On the other hand, Google's software is heavily weighted towards Microsoft Windows. Programs like Google Earth and Picasa are only available under Windows, and its latest, most ambitious foray, the Google Pack, is again only for Microsoft's operating system. This means that every time Google comes out with some really cool software, it is reinforcing Microsoft's hold on the desktop. Indeed, we are fast approaching the point where the absence of GNU/Linux versions of Google's programs are a major disincentive to adopt an open source desktop.

This dilemma is unlikely to be resolved anytime soon, since Google clearly wants to serve the largest desktop market first, while drawing on the amazing price-performance of free software for its own computing platform.

But there is another area where it has the chance to play nice with openness, one that does not require it to come down definitively on one side or the other of the operating system world.

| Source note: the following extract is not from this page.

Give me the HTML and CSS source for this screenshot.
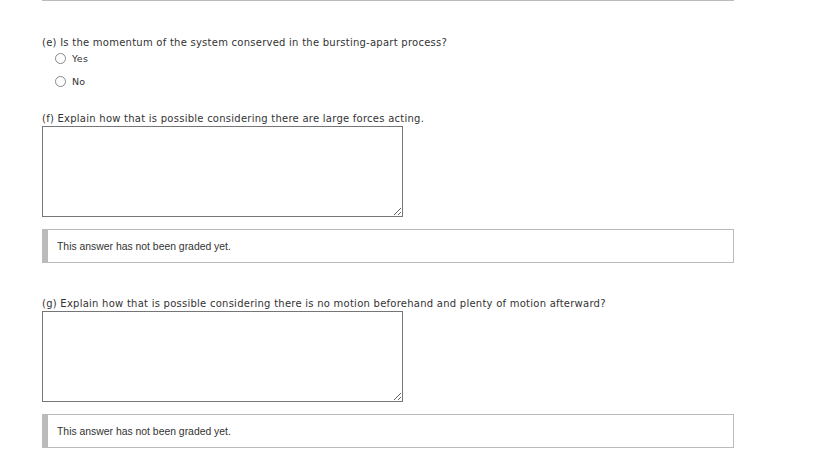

Another Windows-only product, Google Talk, is the subject of a lawsuit alleging patent infringement. However, closer examination of the two patents concerned, Patent Number 5,425,085 - "Least cost routing device for separate connection into phone line" - and Patent Number 5,519,769 - "Method and system for updating a call rating database", suggests that one of the best ways Google could show that it is a friend of both open source and proprietary software is by defending itself vigorously in the hope that the US Patent system might start to be applied as it was originally envisioned, to promote innovation, not as an easy way of extracting money from wealthy companies.

Update 1: Google has come out with a Mac version of Google Earth. It's a start.

Update 2: There are rumours about Google working on its own desktop GNU/Linux. Frankly, I'll believe it when I see it: it's a poor fit with their current portfolio, and the margins are terrible.

Update 3
: Comfortingly, these rumours have now been scotched.